Duncan escapes expenses rebuke
Shadow prisons minister Alan Duncan has been cleared of breaching expenses rules by the Commons’ standards and privileges committee.
The Rutland and Melton MP faced accusations of attempting to claim mortgage interest payments on a home that he already owned.
Mr Duncan’s claims he had acted within the rules were upheld by the standards and privileges committee today.
The parliamentary commissioner for standards, John Lyon, told the committee in his submission: “Mr Duncan acted reasonably and fully within the rules of the House at the time, in the mortgage arrangements he made for his Rutland property.
“His mortgage interest costs were necessarily incurred to enable him to have a second home based in his constituency in order to fulfil his parliamentary duties.
“There is no evidence that Mr Duncan has wrongly benefited from the arrangement or otherwise acted in a way which was not consistent with the rules of the House at the time.”

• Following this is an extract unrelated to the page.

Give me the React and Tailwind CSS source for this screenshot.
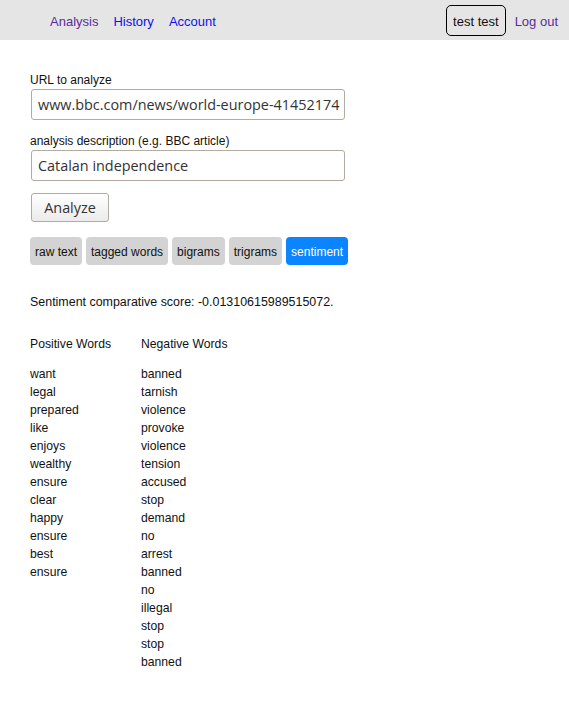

The news will come as a relief for Mr Duncan after watching former ministers Jacqui Smith and Tony McNulty forced to apologise to the Commons for their expenses claims in recent weeks.
But the standards and privileges committee remains unhappy after Mr Duncan referred himself to the committee in a bid to clear his name.
“We will not allow the commissioner’s office to be used by members simply as a means of refuting unfounded allegations that appear in the press,” it stated.
Mr Duncan has already suffered considerably in the expenses scandal though after re-paying £4,000 in gardening claims.
Earlier this summer he was demoted from his shadow leader of the House role after being caught on camera claiming MPs were being forced to “live on rations”.